Мы находились в состоянии шока, и перемирие тогда нам казалось само собой разумеющимся. Оно спасало от плена миллионы людей, как думали мы, а свободная зона становилась убежищем. Французская армия имела право спокойно проводить там демобилизацию. Покинуть Францию и продолжать военные действия таким людям как Петэн и Вейган казалось лишенным здравого смысла. Даже если они и не были настроены столь резко против англичан, не руководствовались злостью на политиков, позволивших втянуть Францию в войну, их позиция была общей для многих. Как и многие наши соотечественники, они бредили ценностями территориальными: Франция — это шестиугольник. Если земля родины оккупирована, то больше нечего защищать, ибо цель войны — предотвратить оккупацию. Сама мысль, что Германию, такую же мощную континентальную державу как Франция, можно однажды победить вооруженными силами другой страны, казалась им весьма призрачной, поскольку они не могли представить себе великолепный потенциал англосаксов. Наполеона победили не одни англичане, но, объединив усилия, многие континентальные европейские страны. Чтобы выполнить эту миссию, оставалась Россия, но она только что предала нас. Поскольку офицеры старой Франции видели слабость нашей промышленности, они, конечно, были не способны представить себе современную военную индустрию и то, какова она в других странах.

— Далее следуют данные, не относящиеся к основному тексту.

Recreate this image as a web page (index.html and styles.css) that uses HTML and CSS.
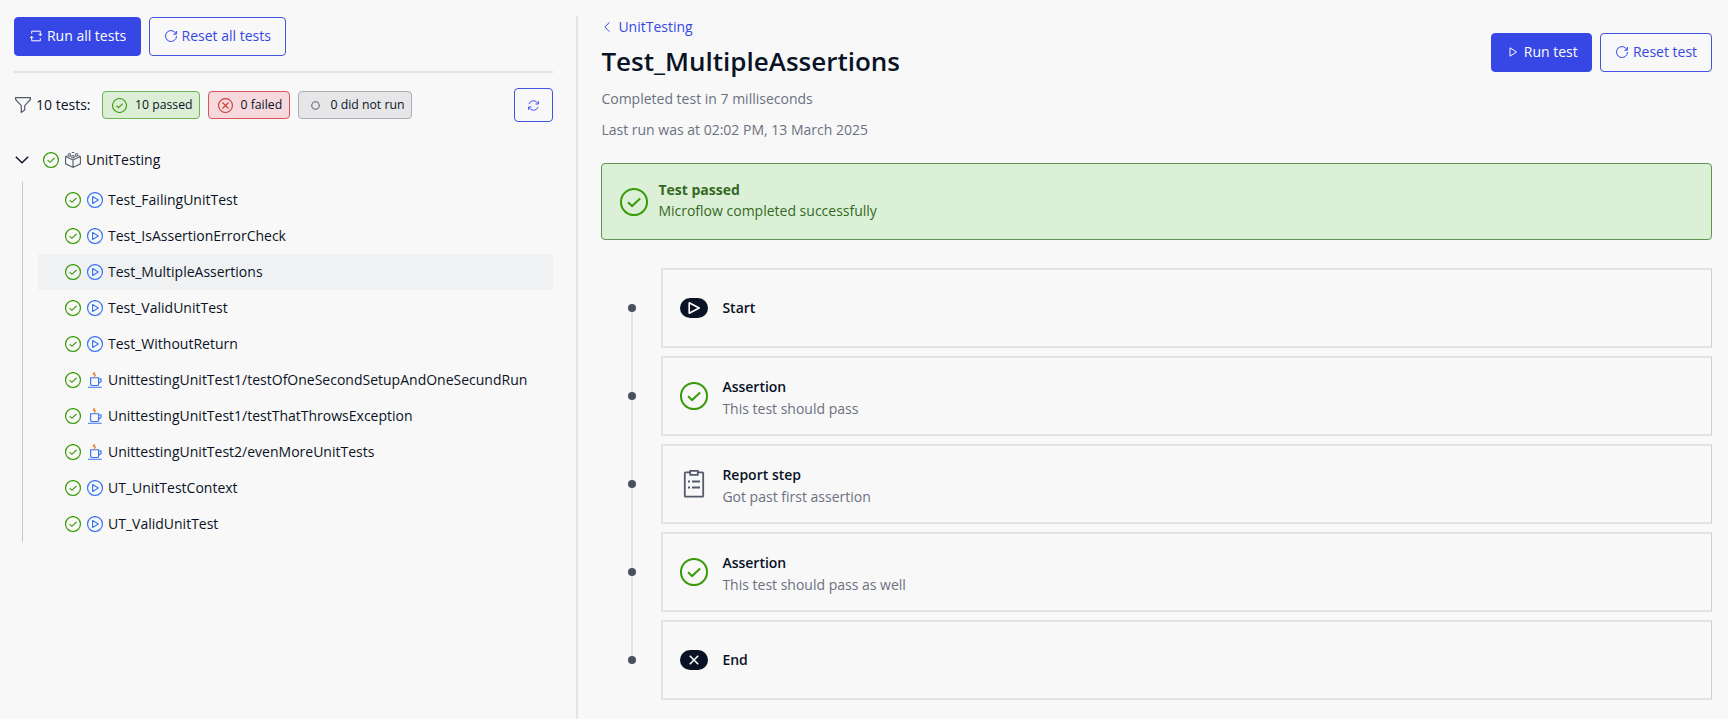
FILE: index.html
```
<!DOCTYPE html>
<html lang="en">
<head>
<meta charset="utf-8">
<title>Unit testing</title>
<link rel="stylesheet" href="styles.css">
</head>
<body>
<svg class="defs" aria-hidden="true">
  <symbol id="check" viewBox="0 0 16 16"><circle cx="8" cy="8" r="7.45"/><path d="M4.6 8.2 6.9 10.3 11.5 6"/></symbol>
  <symbol id="flow" viewBox="0 0 16 16"><circle cx="8" cy="8" r="7.45"/><path d="M5.6 4.6v6.8L11.4 8z" stroke-linejoin="round"/></symbol>
  <symbol id="java" viewBox="0 0 16 16"><path d="M3.6 5.7h8v6.2q0 1.6-1.6 1.6H5.2q-1.6 0-1.6-1.6zM11.6 7h2.5v2.2l-2.5 2M1 15.2h13.7"/><path class="steam" d="M7.8 0.2 6.3 1.8l2 1.2-1 1.7"/></symbol>
  <symbol id="reset" viewBox="0 0 12 12"><path d="M11.1 4A5.5 5.5 0 1 0 11.5 6M11.4 1v3.2H8.3"/></symbol>
</svg>
<div class="app">
  <aside class="side">
    <div class="actions">
      <button class="btn primary run-all"><svg class="i12" viewBox="0 0 12 12"><path d="M1.7 3.7V1.2h8.6v4.5M8.6 4l1.7 1.7L12 4M10.3 8.3v2.5H1.7V6.3M0 8l1.7-1.7L3.4 8"/></svg>Run all tests</button>
      <button class="btn reset-all"><svg class="i12"><use href="#reset"/></svg>Reset all tests</button>
    </div>
    <div class="filters">
      <svg class="funnel" viewBox="0 0 16 16"><path d="M.6.7h14.8v1.8L9.7 8.7v4.2l-3.4 2.4V8.7L.6 2.5z"/></svg>
      <span class="total">10 tests:</span>
      <span class="pill passed"><svg class="i14 ok"><use href="#check"/></svg>10 passed</span>
      <span class="pill failed"><svg class="i14 bad" viewBox="0 0 16 16"><circle cx="8" cy="8" r="7.4"/><path d="m4.8 4.8 6.4 6.4m0-6.4-6.4 6.4"/></svg>0 failed</span>
      <span class="pill idle"><svg class="i14" viewBox="0 0 14 14"><circle cx="7" cy="7" r="3.5"/></svg>0 did not run</span>
      <button class="btn refresh"><svg class="i11" viewBox="0 0 12 12"><path d="M1 4.5A5.2 5.2 0 0 1 10.8 4M11.4 1.2v3.2H8.2M11 7.5A5.2 5.2 0 0 1 1.2 8M.6 10.8V7.6h3.2"/></svg></button>
    </div>
    <div class="module">
      <svg class="chev" viewBox="0 0 14 8"><path d="m.8.8 6.2 6 6.2-6"/></svg>
      <svg class="i16 ok"><use href="#check"/></svg>
      <svg class="i16 box" viewBox="0 0 16 16"><path d="M.6 4.6 8 8l7.4-3.4M.6 4.6v7.2L8 15.4l7.4-3.6V4.6M8 8v7.4M.6 4.6l1.6-.7M15.4 4.6l-1.6-.7M3.2 2.2v1.6q1.2.7 2.4 0V2.2M10.4 2.2v1.6q1.2.7 2.4 0V2.2M6.8 4.2v1.4q1.2.7 2.4 0V4.2"/><path d="M3.2 1.7h2.4M10.4 1.7h2.4M6.8.5h2.4M6.8 3.7h2.4"/></svg>
      <span>UnitTesting</span>
    </div>
    <ul class="tree">
      <li><svg class="i16 ok"><use href="#check"/></svg><svg class="i16 mf"><use href="#flow"/></svg>Test_FailingUnitTest</li>
      <li><svg class="i16 ok"><use href="#check"/></svg><svg class="i16 mf"><use href="#flow"/></svg>Test_IsAssertionErrorCheck</li>
      <li class="selected"><svg class="i16 ok"><use href="#check"/></svg><svg class="i16 mf"><use href="#flow"/></svg>Test_MultipleAssertions</li>
      <li><svg class="i16 ok"><use href="#check"/></svg><svg class="i16 mf"><use href="#flow"/></svg>Test_ValidUnitTest</li>
      <li><svg class="i16 ok"><use href="#check"/></svg><svg class="i16 mf"><use href="#flow"/></svg>Test_WithoutReturn</li>
      <li><svg class="i16 ok"><use href="#check"/></svg><svg class="i16 mf"><use href="#java"/></svg>UnittestingUnitTest1/testOfOneSecondSetupAndOneSecundRun</li>
      <li><svg class="i16 ok"><use href="#check"/></svg><svg class="i16 mf"><use href="#java"/></svg>UnittestingUnitTest1/testThatThrowsException</li>
      <li><svg class="i16 ok"><use href="#check"/></svg><svg class="i16 mf"><use href="#java"/></svg>UnittestingUnitTest2/evenMoreUnitTests</li>
      <li><svg class="i16 ok"><use href="#check"/></svg><svg class="i16 mf"><use href="#flow"/></svg>UT_UnitTestContext</li>
      <li><svg class="i16 ok"><use href="#check"/></svg><svg class="i16 mf"><use href="#flow"/></svg>UT_ValidUnitTest</li>
    </ul>
  </aside>
  <main class="detail">
    <header class="head">
      <div>
        <a class="back"><svg class="back-i" viewBox="0 0 6 10"><path d="M5.4.4.8 5l4.6 4.6"/></svg>UnitTesting</a>
        <h1>Test_MultipleAssertions</h1>
        <p class="meta">Completed test in 7 milliseconds</p>
        <p class="meta">Last run was at 02:02 PM, 13 March 2025</p>
      </div>
      <div class="head-actions">
        <button class="btn primary run-one"><svg class="i12" viewBox="0 0 12 12"><path d="M3 1.8v8.4L9.5 6z" stroke-linejoin="round"/></svg>Run test</button>
        <button class="btn reset-one"><svg class="i12"><use href="#reset"/></svg>Reset test</button>
      </div>
    </header>
    <section class="alert">
      <svg class="i28 ok"><use href="#check"/></svg>
      <div><strong>Test passed</strong><p>Microflow completed successfully</p></div>
    </section>
    <ol class="steps">
      <li><span class="rail"></span><div class="card"><svg class="i28" viewBox="0 0 28 28"><rect class="dark" y="4" width="28" height="20" rx="10"/><path class="white" d="M9.2 8.8v10.4L19.2 14z" stroke-linejoin="round"/></svg><div><b>Start</b></div></div></li>
      <li><span class="rail"></span><div class="card"><svg class="i28 ok"><use href="#check"/></svg><div class="two"><b>Assertion</b><p>This test should pass</p></div></div></li>
      <li><span class="rail"></span><div class="card"><svg class="i28 clip" viewBox="0 0 28 28"><path d="M10 2.3H5.6q-.8 0-.8.8v22.8q0 .8.8.8h16.8q.8 0 .8-.8V3.1q0-.8-.8-.8H18M10.2.8h7.6v4h-7.6zM12 11.5h8M12 17.5h8M8 11.5h2M8 17.5h2"/></svg><div class="two"><b>Report step</b><p>Got past first assertion</p></div></div></li>
      <li><span class="rail"></span><div class="card"><svg class="i28 ok"><use href="#check"/></svg><div class="two"><b>Assertion</b><p>This test should pass as well</p></div></div></li>
      <li><span class="rail"></span><div class="card"><svg class="i28" viewBox="0 0 28 28"><rect class="dark" y="4" width="28" height="20" rx="10"/><path class="white" d="m9.8 9.8 8.4 8.4m0-8.4-8.4 8.4"/></svg><div><b>End</b></div></div></li>
    </ol>
  </main>
</div>
</body>
</html>
```
FILE: styles.css
```
* { box-sizing: border-box; }
body { margin: 0; background: #f8f8f8; color: #0a1325; font: 14px/20px "Open Sans", sans-serif; }
p, h1, ul, ol { margin: 0; padding: 0; }
ul, ol { list-style: none; }
svg { fill: none; stroke: currentColor; flex: none; overflow: visible; }
.defs { position: absolute; width: 0; height: 0; }
.app { display: flex; height: 719px; padding: 16px 16px 0 14px; overflow: hidden; }
.side { width: 538.5px; }
.i11 { width: 11px; height: 11px; }
.i12 { width: 12px; height: 12px; }
.i14 { width: 15px; height: 15px; }
.i16 { width: 16px; height: 16px; stroke-width: 1.15; }
.i28 { width: 28px; height: 28px; }
.ok { color: #3a9b0b; stroke-width: 1.15; }
.bad { color: #d43b3b; stroke-width: 1.2; }
.mf { color: #3b74f0; }
.steam { stroke: #e07316; }

.btn { display: flex; align-items: center; justify-content: center; gap: 5px; height: 39px; padding: 0; border: 1px solid #4353e2; border-radius: 4px; background: transparent; color: #3647e5; font: inherit; white-space: nowrap; }
.primary { background: #3647e5; border-color: #3647e5; color: #fff; }
.run-all { width: 127px; padding-left: 1px; }
.reset-all { width: 136.5px; padding-left: 1px; }
.actions { display: flex; gap: 8px; padding: .5px 0 15.5px; border-bottom: 2px solid #e3e3e3; }

.filters { display: flex; align-items: center; height: 34px; margin-top: 15px; }
.funnel { width: 16px; height: 16px; margin-left: 1px; color: #555b6a; stroke-width: 1.2; }
.total { width: 66px; margin-left: 5px; }
.pill { display: flex; align-items: center; gap: 8px; height: 28px; margin-right: 8px; padding-left: 9px; border: 1px solid; border-radius: 4px; font-size: 12.25px; white-space: nowrap; }
.passed { width: 98px; background: #dcefd6; border-color: #6cb550; }
.failed { width: 82px; padding-left: 8.5px; background: #f6d9dc; border-color: #d6565a; }
.idle { width: 113.5px; padding-left: 8.5px; background: #e6e6e8; border-color: #adadb0; }
.idle svg { color: #5f6472; }
.refresh { width: 38.5px; height: 34px; margin-left: auto; }

.module { display: flex; align-items: center; height: 24px; margin-top: 26px; padding-left: 1px; }
.chev { width: 14px; height: 8px; margin-right: 14px; stroke-width: 1.4; }
.box { margin: 0 5px 0 6px; color: #555b6a; stroke-width: 1.1; }
.tree { margin: 10px 0 0 8px; border-left: 1px solid #c8c8ca; padding-left: 15px; }
.tree li { display: flex; align-items: center; height: 36px; padding-left: 27px; white-space: nowrap; }
.tree .mf { margin: 0 5px 0 6px; }
.selected { background: #eff1f3; }

.detail { flex: 1; margin-left: 23.5px; padding-left: 23.4px; border-left: 2px solid #e3e3e3; }
.head { display: flex; justify-content: space-between; height: 147px; }
.back { display: flex; align-items: center; gap: 8px; height: 22px; padding-left: 3px; color: #3647e5; }
.back-i { width: 6px; height: 10px; }
h1 { margin-top: 5px; font-size: 26px; line-height: 36px; font-weight: 600; }
.meta { color: #6c7180; line-height: 20px; margin-top: 10px; }
.meta + .meta { margin-top: 11px; }
.head-actions { display: flex; gap: 8px; margin-top: 16.5px; }
.run-one { width: 101.5px; padding-left: 2px; }
.reset-one { width: 112px; padding-left: 1px; }
.alert { display: flex; align-items: center; gap: 10px; height: 77px; padding: 0 18px; border: 1px solid #5f9450; border-radius: 4px; background: #dcf0d7; color: #33691f; line-height: 21px; }
.alert div { margin-top: -4px; }
.steps { margin-top: 28px; }
.steps li { display: flex; height: 80px; margin-bottom: 8px; }
.rail { position: relative; width: 60px; }
.rail::before { content: ""; position: absolute; z-index: 1; left: 26.5px; top: 36px; width: 8px; height: 8px; border-radius: 50%; background: #4b5160; }
.rail::after { content: ""; position: absolute; left: 29.5px; top: 40px; width: 2px; height: 88px; background: #e3e3e3; }
.steps li:last-child .rail::after { display: none; }
.card { flex: 1; display: flex; align-items: center; gap: 14px; padding-left: 17px; border: 2px solid #e3e3e3; border-right: 1px solid #cfd0d2; }
.card b { display: block; font-weight: 600; }
.card p { margin-top: 2px; color: #6c7180; }
.two { padding-top: 3px; }
.clip { color: #555b6a; stroke-width: 1.8; }
.dark { fill: #0a1325; stroke: none; }
.white { stroke: #fff; stroke-width: 1.6; }
```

Маршал Петэн с его ясным ликом, светлыми волосами и голубыми глазами — сама невинность — являл собой совершенный образ защитника вдов и сирот.

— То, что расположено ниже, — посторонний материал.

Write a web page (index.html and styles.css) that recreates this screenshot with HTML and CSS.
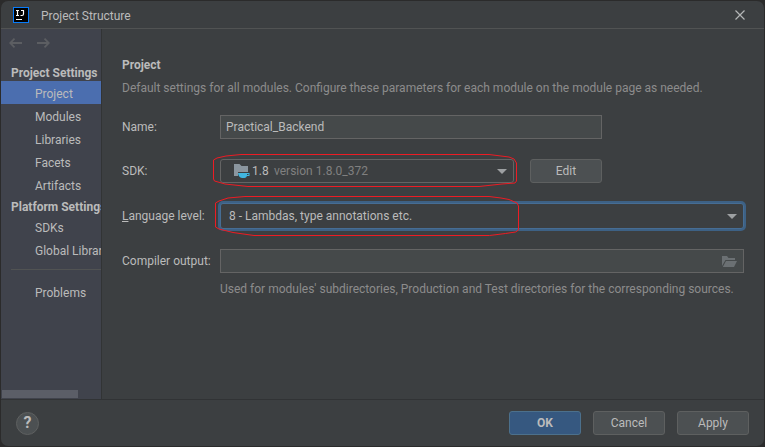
FILE: index.html
```html
<!DOCTYPE html>
<html lang="en">
<head>
<meta charset="utf-8">
<meta name="viewport" content="width=device-width, initial-scale=1">
<title>Project Structure</title>
<link rel="stylesheet" href="styles.css">
</head>
<body>
<div class="dialog">
  <header class="titlebar">
    <svg class="logo" width="16" height="16" viewBox="0 0 16 16" aria-hidden="true">
      <rect width="16" height="16" fill="#087cfa"/>
      <rect x="1" y="1" width="14" height="14" fill="#000"/>
      <path d="M3 3.500h3M4.500 3.500v5M3 8.500h3M8 3.500h3M10.500 3.500v3.500q0 1.500-1.500 1.500h-1.500M3 12.500h6" fill="none" stroke="#fff" stroke-width="1.200"/>
    </svg>
    <h1 class="title">Project Structure</h1>
    <button class="close" type="button" aria-label="Close">
      <svg width="10" height="10" viewBox="0 0 10 10"><path d="M.5.5l9 9M9.500.5l-9 9" stroke="#b4b6b7" stroke-width="1.200"/></svg>
    </button>
  </header>

  <div class="body">
    <nav class="sidebar" aria-label="Settings">
      <div class="history">
        <button type="button" aria-label="Back"><svg width="14" height="10" viewBox="0 0 14 10"><path d="M13 5H1.500M5.500.7L1.200 5l4.300 4.300" fill="none" stroke="#5c5e62" stroke-width="1.800"/></svg></button>
        <button type="button" aria-label="Forward"><svg width="14" height="10" viewBox="0 0 14 10"><path d="M1 5h11.500M8.500.7L12.800 5 8.500 9.300" fill="none" stroke="#5c5e62" stroke-width="1.800"/></svg></button>
      </div>
      <h2 class="group">Project Settings</h2>
      <a class="item selected" href="#project" aria-current="page">Project</a>
      <a class="item" href="#modules">Modules</a>
      <a class="item" href="#libraries">Libraries</a>
      <a class="item" href="#facets">Facets</a>
      <a class="item" href="#artifacts">Artifacts</a>
      <h2 class="group">Platform Settings</h2>
      <a class="item" href="#sdks">SDKs</a>
      <a class="item" href="#global">Global Libraries</a>
      <hr class="divider">
      <a class="item" href="#problems">Problems</a>
      <div class="scrollbar"></div>
    </nav>

    <main class="content" id="project">
      <h2 class="heading">Project</h2>
      <p class="intro">Default settings for all modules. Configure these parameters for each module on the module page as needed.</p>
      <form class="form">
        <label for="name">Name:</label>
        <div class="row"><input class="field medium" id="name" type="text" value="Practical_Backend"></div>

        <label for="sdk">SDK:</label>
        <div class="row">
          <div class="combo sdk">
            <select id="sdk"><option>1.8</option></select>
            <span class="detail">
              <svg width="16" height="14" viewBox="0 0 16 14" aria-hidden="true">
                <path d="M0 0h5.500l2 2H14v6H4v4H0z" fill="#8b969f"/>
                <path d="M4 9h11.500v3h-2.500q-.8 2-2.500 2H8Q4.500 13.500 4 9z" fill="#40b6e0"/>
                <path d="M13 10h1.500v1h-1.500z" fill="#3c3f41"/>
              </svg>
              <span class="version">version 1.8.0_372</span>
            </span>
            <svg class="arrow" width="10" height="5" viewBox="0 0 10 5" aria-hidden="true"><path d="M0 0h10L5 5z" fill="#9da0a2"/></svg>
            <svg class="mark mark-sdk" width="306" height="34" viewBox="0 0 306 34" aria-hidden="true"><path d="M29 1.500H277L289 3l8 1 5 2 2.500 4v18l-1.500 2-13 1-23 2.500H36L13 31 2.500 28 1.500 26V7L5 5l9-2z"/></svg>
          </div>
          <button class="button edit" type="button">Edit</button>
        </div>

        <label for="level"><u>L</u>anguage level:</label>
        <div class="row">
          <div class="combo level">
            <select id="level"><option>8 - Lambdas, type annotations etc.</option></select>
            <svg class="arrow" width="10" height="5" viewBox="0 0 10 5" aria-hidden="true"><path d="M0 0h10L5 5z" fill="#9da0a2"/></svg>
            <svg class="mark mark-level" width="306" height="42" viewBox="0 0 306 42" aria-hidden="true"><path d="M31 1.500H275L287 3l8 1.500 8 3.500 1.500 3v24l-3 2-10 1.500-16 2H40L19 37.500 5 34 1.500 32V8L5 6l9-3z"/></svg>
          </div>
        </div>

        <label for="output">Compiler output:</label>
        <div class="row">
          <div class="path">
            <input class="field" id="output" type="text">
            <button class="browse" type="button" aria-label="Browse">
              <svg width="15" height="12" viewBox="0 0 15 12"><path d="M0 0h5l1.500 2H13v2H3.500L0 10z" fill="#6b7073"/><path d="M4 5h11l-3 6H0.800z" fill="#6b7073"/></svg>
            </button>
          </div>
        </div>
        <p class="hint">Used for modules' subdirectories, Production and Test directories for the corresponding sources.</p>
      </form>
    </main>
  </div>

  <footer class="footer">
    <button class="help" type="button" aria-label="Help">?</button>
    <button class="button primary" type="button">OK</button>
    <button class="button" type="button">Cancel</button>
    <button class="button" type="button">Apply</button>
  </footer>
</div>
</body>
</html>
```
FILE: styles.css
```css
* {
  box-sizing: border-box;
}

body {
  margin: 0;
  padding: 1px;
  min-height: 100vh;
  display: flex;
  background: #2b2b2b;
  color: #bbbbbb;
  font: 12px/20px Roboto, "Noto Sans", sans-serif;
}

button,
input,
select {
  font: inherit;
  color: inherit;
}

h1,
h2,
p {
  margin: 0;
  font-size: inherit;
}

.dialog {
  flex: 1;
  min-width: 0;
  display: flex;
  flex-direction: column;
  background: #3c3f41;
  border-radius: 7px;
  overflow: hidden;
}

.titlebar {
  display: flex;
  align-items: center;
  height: 28px;
  padding: 0 19px 0 12px;
  border-bottom: 1px solid #515353;
}

.title {
  flex: 1;
  padding: 2px 0 0 12px;
  font-weight: 400;
}

.close,
.history button,
.browse {
  display: flex;
  padding: 0;
  border: 0;
  background: none;
}

.body {
  flex: 1;
  display: flex;
}

.sidebar {
  flex: none;
  display: flex;
  flex-direction: column;
  width: 101px;
  padding-top: 9px;
  overflow: hidden;
  white-space: nowrap;
  background: #40434c;
  border-right: 1px solid #323435;
}

.history {
  display: flex;
  gap: 13px;
  padding: 0 8px 14px;
}

.group {
  height: 19px;
  padding-left: 10px;
  font-weight: 700;
  line-height: 22px;
}

.item {
  height: 23px;
  padding-left: 34px;
  line-height: 26px;
  color: inherit;
  text-decoration: none;
}

.selected {
  background: #4b6eaf;
}

.divider {
  width: 90px;
  margin: 8px 0 10px 10px;
  border: 0;
  border-top: 1px solid #515353;
}

.scrollbar {
  width: 76px;
  height: 8px;
  margin: auto 0 1px 1px;
  background: #5b5e67;
}

.content {
  flex: 1;
  min-width: 0;
  padding: 26px 20px 0 20px;
}

.heading {
  font-weight: 700;
}

.intro,
.hint {
  color: #8c8c8c;
}

.intro {
  padding-top: 3px;
}

.form {
  display: grid;
  grid-template-columns: 98px minmax(0, 1fr);
  row-gap: 20px;
  align-items: center;
  margin-top: 17px;
  white-space: nowrap;
}

.row {
  display: flex;
  gap: 16px;
}

.field {
  width: 100%;
  height: 24px;
  padding: 0 5px;
  background: #45494a;
  border: 1px solid #646464;
}

.medium {
  flex: 0 1 382px;
}

.combo {
  position: relative;
  display: flex;
  flex: 1;
  align-items: center;
}

.combo select {
  width: 100%;
  height: 24px;
  padding: 0 24px 0 8px;
  appearance: none;
  background: #3c3f41;
  border: 1px solid #646464;
  border-radius: 3px;
}

.combo.sdk {
  flex: 0 1 294px;
}

.sdk select {
  padding-left: 31px;
}

.level select {
  height: 26px;
  border-color: #466d94;
  box-shadow: 0 0 0 2px #3d6185;
}

.arrow {
  position: absolute;
  right: 7px;
}

.detail {
  position: absolute;
  left: 14px;
  display: flex;
  align-items: center;
  gap: 24px;
  color: #808080;
  pointer-events: none;
}

.mark {
  position: absolute;
  fill: none;
  stroke: #ed1c24;
  pointer-events: none;
}

.mark-sdk {
  top: -6px;
  left: -8px;
}

.mark-level {
  top: -8px;
  left: -6px;
}

.button {
  min-width: 72px;
  height: 24px;
  padding: 0 8px;
  background: #4c5052;
  border: 1px solid #5e6060;
  border-radius: 3px;
  line-height: 22px;
}

.path {
  position: relative;
  flex: 1;
  display: flex;
}

.browse {
  position: absolute;
  top: 7px;
  right: 7px;
}

.hint {
  grid-column: 2;
  margin-top: -14px;
}

.footer {
  display: flex;
  align-items: center;
  gap: 12px;
  height: 47px;
  padding: 0 15px;
  border-top: 1px solid #313335;
}

.help {
  width: 23px;
  height: 23px;
  margin-right: auto;
  padding: 0;
  background: #4c5052;
  border: 1px solid #5e6060;
  border-radius: 50%;
  font-size: 16px;
  font-weight: 700;
  line-height: 20px;
}

.primary {
  background: #365880;
  border-color: #4c708c;
  font-weight: 700;
}
```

Я встречался с ним на охоте в Феррьере. Пожалуй, тогда он выглядел каким-то робким, неуверенным в себе. Во время облавы он был вынужден оправдываться перед моей матушкой за то, что не удостоился чести, чтобы она наблюдала за его действиями; он как-то неловко извинялся, говорил, что у него «плохое ружье». У меня не было какого-либо предвзятого мнения на его счет, просто я испытывал инстинктивное недоверие к военным в правительстве. После нашего возвращения из Дюнкерка через Англию мои отношения с новым командиром моего батальона вызывали у меня странное чувство: это был человек дружелюбный и во всех отношениях корректный, однако проморансьенский и пропетэновский крен в его настроениях уже тогда рождали во мне неприятие. Его еще смутные призывы к ложному покаянию, к фальшивым добродетелям, его нетерпимость ко всему, что ему напоминало политику, парламентские дебаты — «говорильню» в его определении, — наводили меня на мысль, что он вряд ли мой единомышленник. Позднее, уже в самом начале моего пребывания в Виши, наблюдая, как, несмотря на поражение, высокомерно и претенциозно ведут себя эти военные, я лишь утвердился в этом своем впечатлении. С самого начала мне стало ясно, что, даже если забыть все сказанное Арагоном, Виши — это для меня нечто чуждое и враждебное…
Все народы, потерпевшие поражение в сражениях, склонны видеть в своих несчастьях перст Божий и видеть свое спасение в искуплении, предполагающем всяческие добродетели и спартанское поведение. А вся ответственность, своего рода роль дьявола, отводилась Народному фронту и левым силам. Божественная кара обрушивалась не только на прежнее правительство, но также на всех, кто за него голосовал, все они несли коллективную ответственность. Петэн и его правительство казались орудием этого божественного отмщения, которое должно избавить страну одновременно и от коммунистической угрозы, и от чужеродных влияний, в частности, влияний евреев. Темы национального унижения, подчинение лидеру своей крови вызывали почти религиозный трепет и находили отклик у каждого.